Host: Dr. Bob, thanks for coming on Houston We Have a Podcast today.

Bob Dempsey: It is my pleasure to be here.

Host: So, OFT-2 is very close. How are you feeling about this upcoming mission?

Bob Dempsey: It’s, it’s always an interesting time when you’re about six weeks out from launch, because you’ve got a lot of energy getting ready. There’s always a lot of last-minute things, but the team and everything is really coming together. So, we’re excited because we think we’re all set and going to be ready to launch at the end of next month.

Host: You have a lot of experience getting you to prepare for this moment. You’re the lead flight director for Boeing. Tell me about some of your experience that helped you to get you where you are today, starting with NASA.

Bob Dempsey: Well, I’m a little bit different than your average flight director, because I’m actually an astronomer.

Host: Cool.

Bob Dempsey: And I actually worked up at the Hubble Space Telescope Institute for a number of years before I came down here. And I think that gave me a very, kind of a unique perspective on approaching problems. I’m a very data-oriented person. I’m not as engineering-focused as some people. But I came down here in 1997, and I was working in what was called the ODIN (onboard data interfaces and networks) group, or the Command and Data Handling group, for the International Space Station. And I did that for a number of years. And then I transferred over to the communications group before I was selected as a flight director. And then as a flight director, I worked on a number of projects, especially with the European Space Agency and the Russians. So, I have a lot of experience in working kind of integrated projects. And I mention the, the European Space Agency in particular because when NASA was partnering with them in the beginning, you know, they have a different approach than we traditionally did. And with the Boeing project, I’ve had to bring some of the same sort of things where we’ve looked at the way we’ve traditionally done things and, and considered alternate ways to do things.

Host: Hmm. OK. And you, you had some experience doing things a little bit more traditionally, because you are flight director for the International Space Station Program, is that correct?

Bob Dempsey: That’s correct.

Host: OK.

Bob Dempsey: And I did a number of shuttle missions as lead and as a supporting flight director. I’ve led some spacewalks. I’ve done some Soyuz mission docking and undocking. So, all the various missions that we have done over the years.

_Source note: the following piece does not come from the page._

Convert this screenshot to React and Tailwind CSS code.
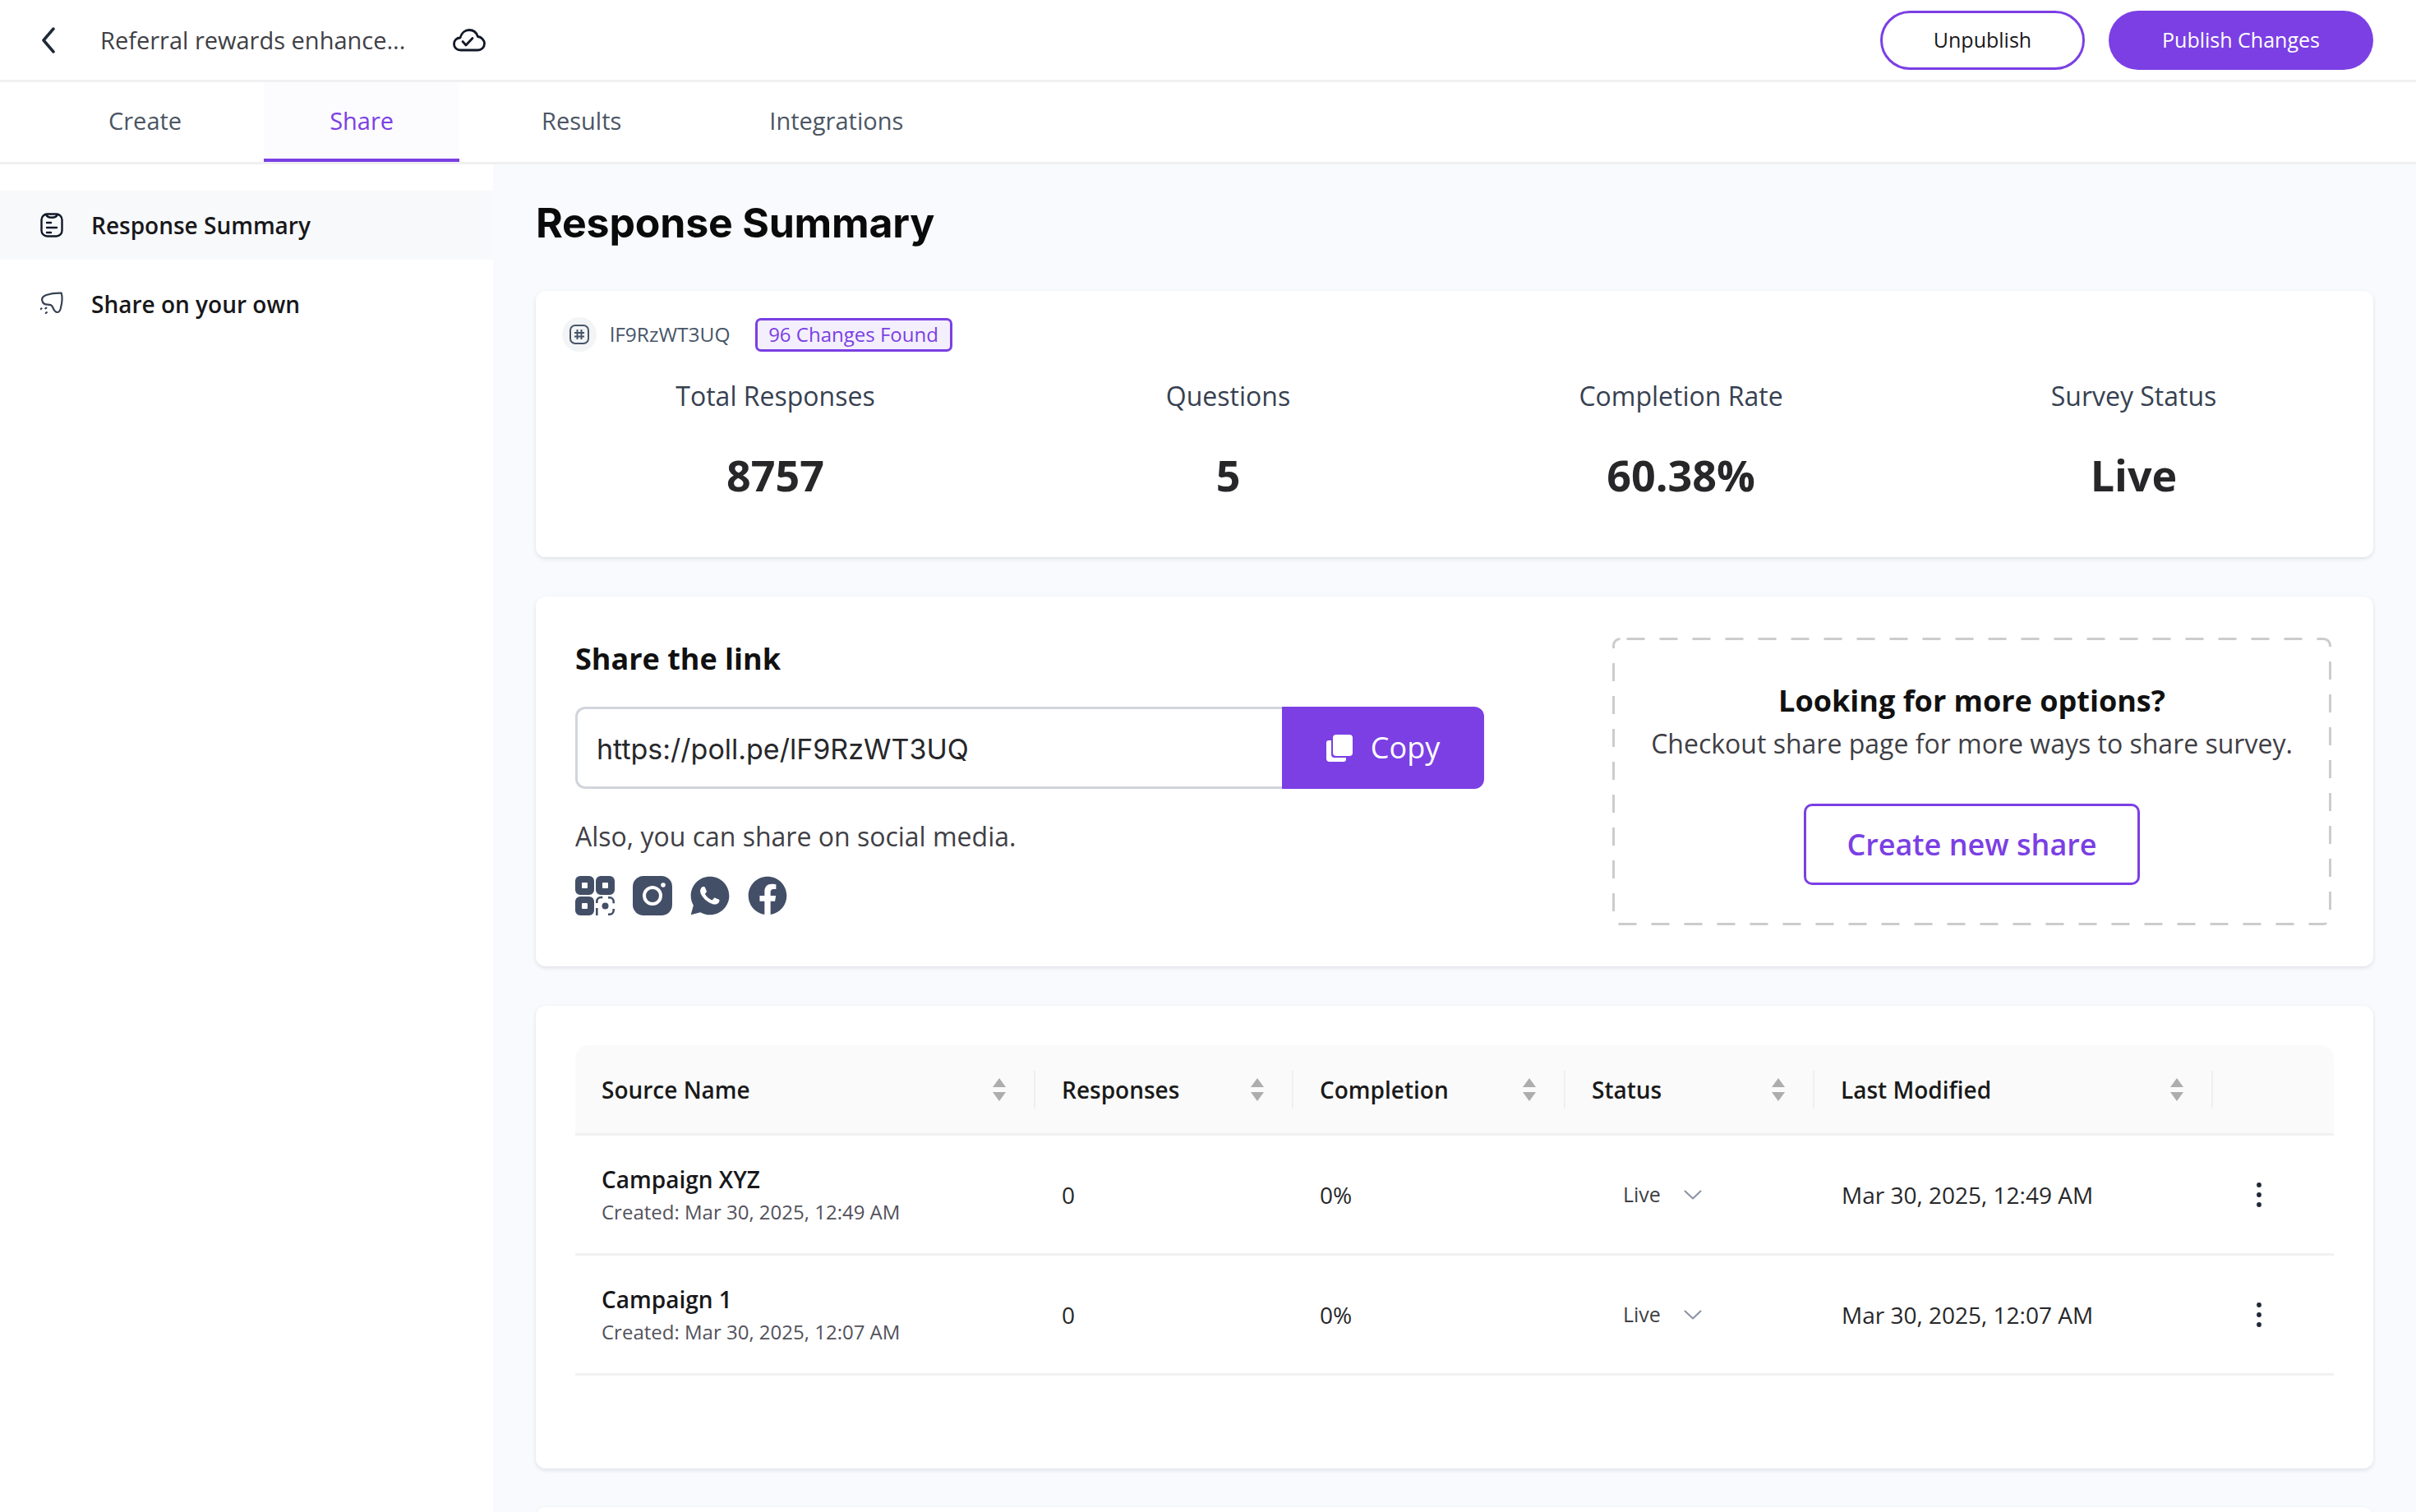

Host: Very cool. All right, so I want to get into how that experience helped you to work, start working with Boeing and building this, these procedures, working with the spacecraft from the ground up. Right? But first, I want to understand more about the spacecraft. What is the Boeing Starliner?

Bob Dempsey: OK, it’s a, a capsule-type spacecraft. And I know sometimes people go, “oh, we had the beautiful shuttle. Why are we going back to 1960s technology?” And the thing is, unless you’re trying to land like a plane with a big payload in your back, a capsule is the most efficient thing. And that’s why all the companies now doing cargo and crew vehicles are focusing on capsules. But it’s a capsule with a small crew module that can hold up to five astronauts. And then there’s a service module that provides propulsion and various type of control functions. The Boeing project, you know, is a little bit different than some other companies’ in that they build the spacecraft, they partner with United Launch Alliance to launch the spacecraft, and then they partnered with us, NASA, to fly and operate the spacecraft. So, they will build it. United Launch Alliance will stack it and launch it. We will fly it to the space station. It’ll dock with the crew, they will transfer over and then when their mission is done they would come back nominally. We would fly it down to the Earth—actually the crew flies it, it’s an autonomous vehicle and the ground’s there for contingency—and then Boeing would recover it and start the process all over again.

Host: Got it. OK. How does the Starliner differ, let’s say from shuttle, right? That’s the traditional, that’s the U.S. vehicle that we’ve worked with in the past in terms of how the operations worked, in terms of the functionality. What is this new generation spacecraft, how is it different from, from legacy spacecraft?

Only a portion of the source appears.